女性によると、男性は誰かに殺されるという妄想に取りつかれ「爆弾が落ちてくる」などと叫びながら、9時間にわたって室内で暴れ続けたということです。
取締り乗り出す「麻取」
こうした危険ドラッグの店を追い詰めようと、警察や県だけでなく、厚生労働省の麻薬取締部、通称「まとり」も動き出しました。
浜松の店を含め、静岡県内すべての危険ドラッグ店に対し、立ち入り検査を実施。
違法かどうかにかかわらず、店の全種類の商品を回収し、静岡県内で合わせて100種類の危険ドラッグの販売停止を命令しました。
この立ち入り検査によって、浜松の店は廃業に追い込まれました。
「麻取」の検査逃れる店舗
しかし、「麻取」の一斉検査のあとも、依然として、営業を続けている店がありました。
店内をのぞくと、そこには新たに入荷された商品が陳列されていました。
さらに、取材すると、この店の近くで商品を吸った人が、警察官を相手に突然暴れ出す騒ぎも起きていました。
当局のたび重なる取締りの網をかいくぐって、危険ドラッグの業者は販売を続けていたのです。
不動産と連携し抑止力に
静岡県警察本部は業者が新たに出店するのを防ぐため、店を貸す側の不動産業者との連携を始めています。
店を貸す際に交わす契約書に、「危険ドラッグを扱っていることが分かった場合は契約を解除する」と盛り込むことにしたのです。
契約書に盛り込むことで、危険ドラッグを販売する業者が、出店をためらい、抑止力となることを狙っているのです。
全国でも、取締りの強化が進み、違法となる指定薬物の数を大幅に増やしたことで、危険ドラッグの店舗は、ことし3月の時点で251あったのが、先月には78まで減少しています。
半数以上の自治体が規制へ
さらに、地方自治体もこれに歩調を合わせて、危険ドラッグを規制するための条例を独自に設けるなどの動きもでています。

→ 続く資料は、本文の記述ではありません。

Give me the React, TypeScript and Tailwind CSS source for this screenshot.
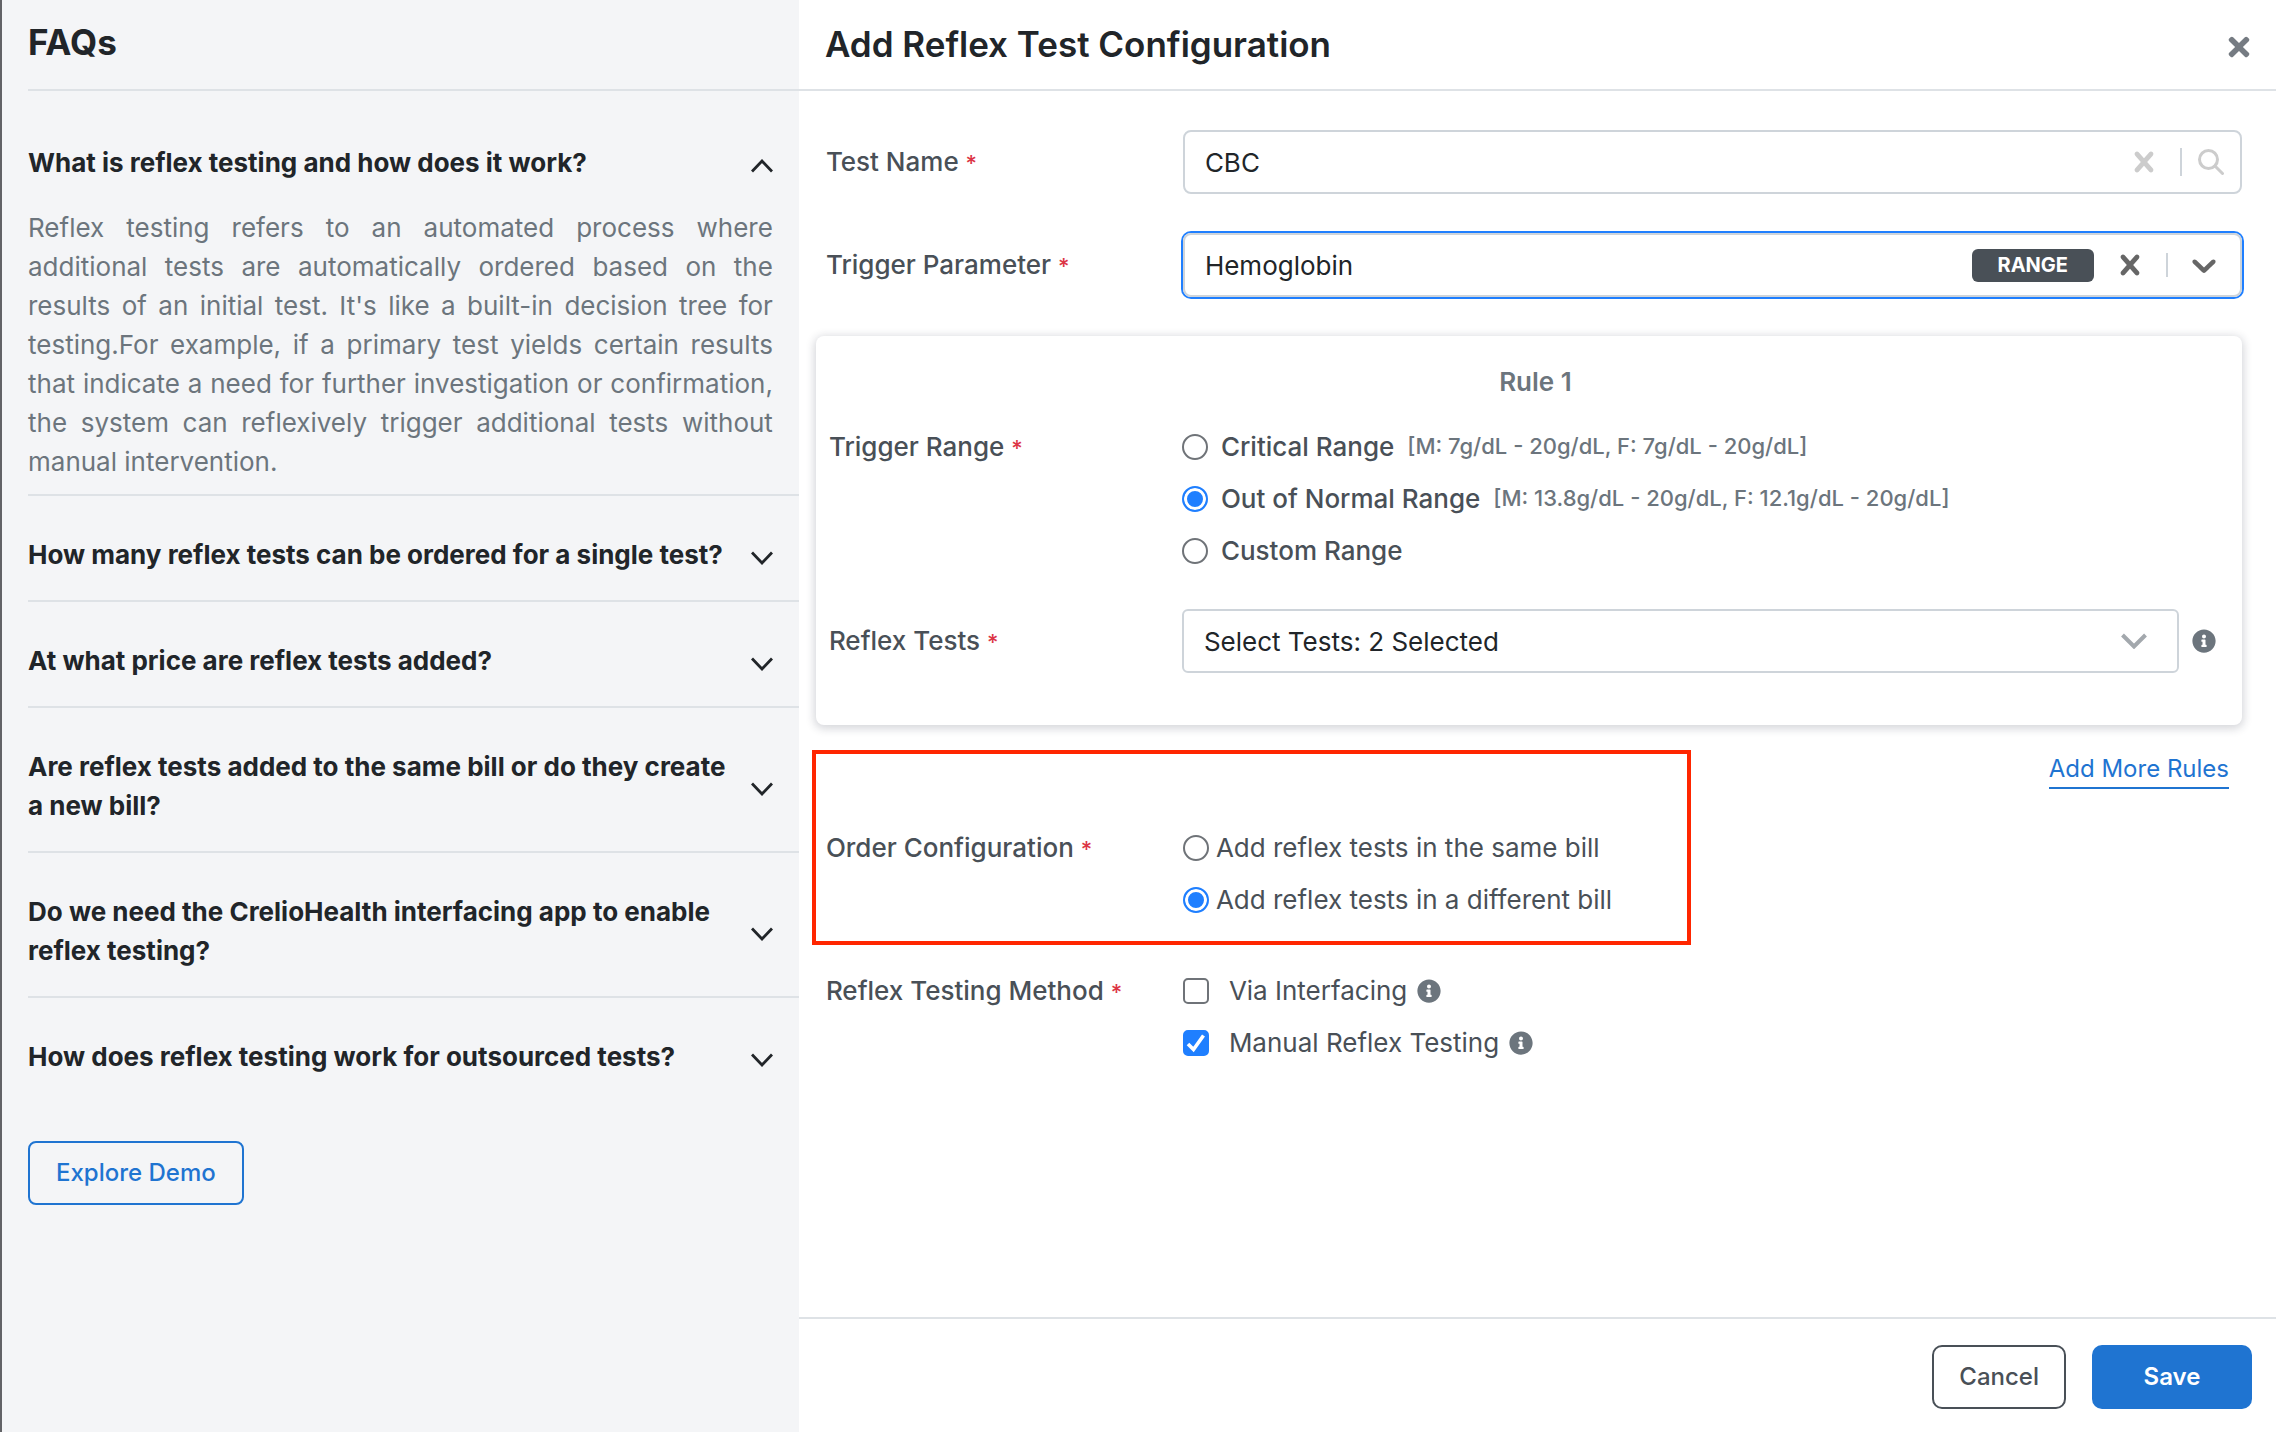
import { useState } from 'react';
import type { ReactNode } from 'react';
import { FaInfoCircle, FaTimes } from 'react-icons/fa';

const faqs = [
  {
    id: 1,
    question: 'What is reflex testing and how does it work?',
    answer:
      "Reflex testing refers to an automated process where additional tests are automatically ordered based on the results of an initial test. It's like a built-in decision tree for testing.For example, if a primary test yields certain results that indicate a need for further investigation or confirmation, the system can reflexively trigger additional tests without manual intervention.",
  },
  { id: 2, question: 'How many reflex tests can be ordered for a single test?', answer: '' },
  { id: 3, question: 'At what price are reflex tests added?', answer: '' },
  { id: 4, question: 'Are reflex tests added to the same bill or do they create a new bill?', answer: '' },
  { id: 5, question: 'Do we need the CrelioHealth interfacing app to enable reflex testing?', answer: '' },
  { id: 6, question: 'How does reflex testing work for outsourced tests?', answer: '' },
];

const ranges = [
  { id: 'critical', label: 'Critical Range', hint: '[M: 7g/dL - 20g/dL, F: 7g/dL - 20g/dL]' },
  { id: 'normal', label: 'Out of Normal Range', hint: '[M: 13.8g/dL - 20g/dL, F: 12.1g/dL - 20g/dL]' },
  { id: 'custom', label: 'Custom Range', hint: '' },
];

const orders = [
  { id: 'same', label: 'Add reflex tests in the same bill' },
  { id: 'different', label: 'Add reflex tests in a different bill' },
];

const methods = [
  { id: 'interfacing', label: 'Via Interfacing' },
  { id: 'manual', label: 'Manual Reflex Testing' },
];

const radioClass =
  'size-[26px] shrink-0 appearance-none rounded-full border-2 border-[#6f7378] bg-white checked:border-[#1f7fff] checked:bg-[#1f7fff] checked:shadow-[inset_0_0_0_3px_#fff]';

function Chevron({ open = false }: { open?: boolean }) {
  return (
    <svg viewBox="0 0 22 14" className="h-[14px] w-[22px] shrink-0" fill="none" stroke="#212529" strokeWidth="2.8">
      <path d={open ? 'M1 12.5 11 2l10 10.5' : 'M1 1.5 11 12 21 1.5'} />
    </svg>
  );
}

function CrossIcon() {
  return (
    <svg viewBox="0 0 20 20" className="size-10" fill="currentColor">
      <path d="M14.348 14.849c-0.469 0.469-1.229 0.469-1.697 0l-2.651-3.030-2.651 3.029c-0.469 0.469-1.229 0.469-1.697 0-0.469-0.469-0.469-1.229 0-1.697l2.758-3.15-2.759-3.152c-0.469-0.469-0.469-1.228 0-1.697s1.228-0.469 1.697 0l2.652 3.031 2.651-3.031c0.469-0.469 1.228-0.469 1.697 0s0.469 1.229 0 1.697l-2.758 3.152 2.758 3.15c0.469 0.469 0.469 1.229 0 1.698z" />
    </svg>
  );
}

function DownIcon() {
  return (
    <svg viewBox="0 0 20 20" className="size-10" fill="currentColor">
      <path d="M4.516 7.548c0.436-0.446 1.043-0.481 1.576 0l3.908 3.747 3.908-3.747c0.533-0.481 1.141-0.446 1.574 0 0.436 0.445 0.408 1.197 0 1.615-0.406 0.418-4.695 4.502-4.695 4.502-0.217 0.223-0.502 0.335-0.787 0.335s-0.57-0.112-0.789-0.335c0 0-4.287-4.084-4.695-4.502s-0.436-1.17 0-1.615z" />
    </svg>
  );
}

function Required({ children }: { children: ReactNode }) {
  return (
    <>
      {children} <span className="text-[22px] text-[#dc3545]">*</span>
    </>
  );
}

export default function App() {
  const [openFaq, setOpenFaq] = useState(1);
  const [range, setRange] = useState('normal');
  const [order, setOrder] = useState('different');
  const [checked, setChecked] = useState<string[]>(['manual']);

  const toggle = (id: string) =>
    setChecked(checked.includes(id) ? checked.filter((c) => c !== id) : [...checked, id]);

  return (
    <div className="flex min-h-screen bg-white font-['Inter',sans-serif] text-[26px] leading-[39px] text-[#212529]">
      <aside className="w-[35.1%] shrink-0 border-l-2 border-[#626367] bg-[#f4f5f7] pl-[26px]">
        <header className="flex h-[91px] items-center border-b-2 border-[#dee2e6] pb-1">
          <h2 className="text-[35px] font-bold">FAQs</h2>
        </header>

        <div className="pt-[13px]">
          {faqs.map((faq) => (
            <section key={faq.id} className="border-b-2 border-[#dee2e6] pt-[39px] last:border-b-0">
              <h3>
                <button
                  type="button"
                  aria-expanded={openFaq === faq.id}
                  onClick={() => setOpenFaq(openFaq === faq.id ? 0 : faq.id)}
                  className="flex w-full items-center justify-between gap-2 pr-[26px] pb-[26px] text-left font-bold"
                >
                  <span>{faq.question}</span>
                  <span className="pt-1.5">
                    <Chevron open={openFaq === faq.id} />
                  </span>
                </button>
              </h3>
              {openFaq === faq.id && faq.answer && (
                <p className="pr-[26px] pb-[13px] text-justify text-[#6c757d]">{faq.answer}</p>
              )}
            </section>
          ))}
        </div>

        <button
          type="button"
          className="mt-[39px] h-16 rounded-lg border-2 border-[#1f74d1] px-[26px] text-2xl font-medium text-[#1f74d1]"
        >
          Explore Demo
        </button>
      </aside>

      <main className="flex min-w-0 flex-1 flex-col">
        <header className="flex h-[91px] items-center justify-between border-b-2 border-[#dee2e6] pr-[22px] pl-[26px]">
          <h1 className="text-[35px] font-semibold">Add Reflex Test Configuration</h1>
          <button type="button" aria-label="Close" className="pt-1 text-[#757b82]">
            <FaTimes className="size-[30px]" />
          </button>
        </header>

        <form className="flex flex-1 flex-col pr-[34px] pl-[27px] pt-[39px]" onSubmit={(e) => e.preventDefault()}>
          <div className="grid grid-cols-[357px_1fr] items-center gap-y-[39px]">
            <label htmlFor="test-name" className="font-medium text-[#495057]">
              <Required>Test Name</Required>
            </label>
            <div className="flex h-16 items-center rounded-lg border-2 border-[#ced4da] pr-4 pl-5 text-[#ccc]">
              <input id="test-name" defaultValue="CBC" className="min-w-0 flex-1 text-[#212529] outline-none" />
              <button type="button" aria-label="Clear test name">
                <CrossIcon />
              </button>
              <span className="mx-4 h-7 w-[2px] bg-[#ced4da]" />
              <svg viewBox="0 0 26 26" className="size-[26px]" fill="none" stroke="currentColor" strokeWidth="3">
                <circle cx="10.5" cy="10.5" r="9" />
                <path d="m17 17 7.5 7.5" strokeLinecap="round" />
              </svg>
            </div>

            <label htmlFor="trigger-parameter" className="font-medium text-[#495057]">
              <Required>Trigger Parameter</Required>
            </label>
            <div className="flex h-16 items-center rounded-lg border-2 border-[#ced4da] pr-4 pl-5 text-[#666] ring-2 ring-[#1f7fff]">
              <select id="trigger-parameter" className="min-w-0 flex-1 appearance-none text-[#212529] outline-none">
                <option>Hemoglobin</option>
              </select>
              <span className="flex h-[33px] items-center rounded-md bg-[#495057] px-[26px] text-[20px] font-bold text-white">
                RANGE
              </span>
              <button type="button" aria-label="Clear trigger parameter" className="ml-4">
                <CrossIcon />
              </button>
              <span className="mx-4 h-6 w-[2px] bg-[#ced4da]" />
              <DownIcon />
            </div>
          </div>

          <section className="mt-[39px] -ml-[10px] rounded-lg bg-white pt-[26px] pb-[52px] pl-[13px] shadow-[0_2px_8px_2px_rgba(33,37,60,0.18)]">
            <h2 className="text-center font-semibold text-[#6c757d]">Rule 1</h2>
            <div className="mt-[26px] grid grid-cols-[353px_1fr] items-start gap-y-[39px]">
              <span id="trigger-range" className="font-medium text-[#495057]">
                <Required>Trigger Range</Required>
              </span>
              <div role="radiogroup" aria-labelledby="trigger-range" className="flex flex-col gap-[13px]">
                {ranges.map((item) => (
                  <label key={item.id} className="flex items-center gap-[13px] font-medium text-[#495057]">
                    <input
                      type="radio"
                      name="range"
                      checked={range === item.id}
                      onChange={() => setRange(item.id)}
                      className={radioClass}
                    />
                    {item.label}
                    {item.hint && <span className="text-[22px] text-[#6c757d]">{item.hint}</span>}
                  </label>
                ))}
              </div>

              <label htmlFor="reflex-tests" className="self-center font-medium text-[#495057]">
                <Required>Reflex Tests</Required>
              </label>
              <div className="flex items-center gap-[13px] pr-[26px]">
                <div className="flex h-16 min-w-0 flex-1 items-center rounded-md border-2 border-[#ced4da] pr-[30px] pl-5">
                  <select id="reflex-tests" className="min-w-0 flex-1 appearance-none outline-none">
                    <option>Select Tests: 2 Selected</option>
                  </select>
                  <svg viewBox="0 0 26 16" className="h-4 w-[26px]" fill="none" stroke="#a3a8ad" strokeWidth="4">
                    <path d="m1.5 2 11.5 11.5L24.500 2" />
                  </svg>
                </div>
                <FaInfoCircle className="size-6 text-[#6c757d]" />
              </div>
            </div>
          </section>

          <div className="mt-[26px] flex justify-end pr-[13px]">
            <a href="#rules" className="border-b-2 border-[#1f74d1] text-2xl leading-[36px] text-[#1f74d1]">
              Add More Rules
            </a>
          </div>

          <div className="relative mt-[39px] grid grid-cols-[357px_1fr] items-start">
            <span id="order-config" className="font-medium text-[#495057]">
              <Required>Order Configuration</Required>
            </span>
            <div role="radiogroup" aria-labelledby="order-config" className="flex flex-col gap-[13px]">
              {orders.map((item) => (
                <label key={item.id} className="flex items-center gap-[7px] text-[#495057]">
                  <input
                    type="radio"
                    name="order"
                    checked={order === item.id}
                    onChange={() => setOrder(item.id)}
                    className={radioClass}
                  />
                  {item.label}
                </label>
              ))}
            </div>
            {/* red callout over the order section */}
            <div className="pointer-events-none absolute -top-[78px] -bottom-[26px] -left-[14px] w-[879px] border-4 border-[#ff2600]" />
          </div>

          <div className="mt-[52px] mb-[39px] grid grid-cols-[357px_1fr] items-start">
            <span id="method" className="font-medium text-[#495057]">
              <Required>Reflex Testing Method</Required>
            </span>
            <div role="group" aria-labelledby="method" className="flex flex-col gap-[13px]">
              {methods.map((item) => (
                <div key={item.id} className="flex items-center gap-[10px]">
                  <label className="relative flex items-center gap-5 text-[#495057]">
                    <input
                      type="checkbox"
                      checked={checked.includes(item.id)}
                      onChange={() => toggle(item.id)}
                      className="peer size-[26px] appearance-none rounded-[5px] border-2 border-[#6f7378] bg-white checked:border-[#1f7fff] checked:bg-[#1f7fff]"
                    />
                    <svg
                      viewBox="0 0 26 26"
                      className="absolute left-0 hidden size-[26px] peer-checked:block"
                      fill="none"
                      stroke="#fff"
                      strokeWidth="3.6"
                    >
                      <path d="m5 14 5.500 5.500L20.500 5.500" />
                    </svg>
                    {item.label}
                  </label>
                  <FaInfoCircle className="size-6 text-[#6c757d]" />
                </div>
              ))}
            </div>
          </div>
        </form>

        <footer className="flex justify-end gap-[26px] border-t-2 border-[#dee2e6] px-6 pt-[26px] pb-[23px] text-2xl font-medium">
          <button type="button" className="h-16 rounded-[10px] border-2 border-[#495057] px-[25px] text-[#495057]">
            Cancel
          </button>
          <button type="submit" className="h-16 w-40 rounded-[10px] bg-[#1f74d1] font-semibold text-white">
            Save
          </button>
        </footer>
      </main>
    </div>
  );
}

NHKは47都道府県に危険ドラッグに関する条例についてアンケートを行ったところ、「すでに条例を成立した」と回答したのは9つの都府県さらに、「検討を進めている」と回答したのは黄色の18の府県に上り、半数以上の都府県で、危険ドラッグの規制に関する動きがあることが分かりました。
なかでも、鳥取県は成分がまだ特定できていない危険ドラッグも大麻や覚醒剤のように使用や製造を禁止できる条例を成立させていて、国も同じような法律を制定しようとする動きがあります。
悪質巧妙化する手口
しかし、こうした販売店を1つ1つ廃業に追い込んでいくなか、新たな問題が起きていました。
店以外で入手する悪質で巧妙な手口が増えていたのです。
その1つが「インターネット」を使った販売です。
そのネット販売を取締るための麻取などだけでなく、民間でもヤフーなどのIT企業がみずからサイトの監視に乗り出す動きが始まっています。
ネット監視で拡散防げ
監視は、「合法ドラッグ」や「合法ハーブ」そして、高揚効果をあおるような「アッパー」などのことばをキーワードに販売サイトを見つけ出し、削除を依頼します。
最近では、日本語で表記しながら海外のプロバイダーを経由して販売する業者もいるということです。
この団体では、国内、海外を問わずサイト管理者に「削除依頼」を出すととともに、厚生労働省の麻薬の担当部署や警察にも情報を提供しています。
開始から4か月、これまで80近いサイトに削除の要請をしてきましたが、それでも新たな商品が出てくるといいます。
取材をしていると、規制や取締りを免れようと次から次へと新しい商品や販売方法を生み出す業者の巧妙さを感じずにはいられませんでした。
先日も国内の製造工場が摘発されましたが、今後は販売先だけでなく、海外から入ってくるルートも含めて、製造元を絶つということが必要となってきていると思います。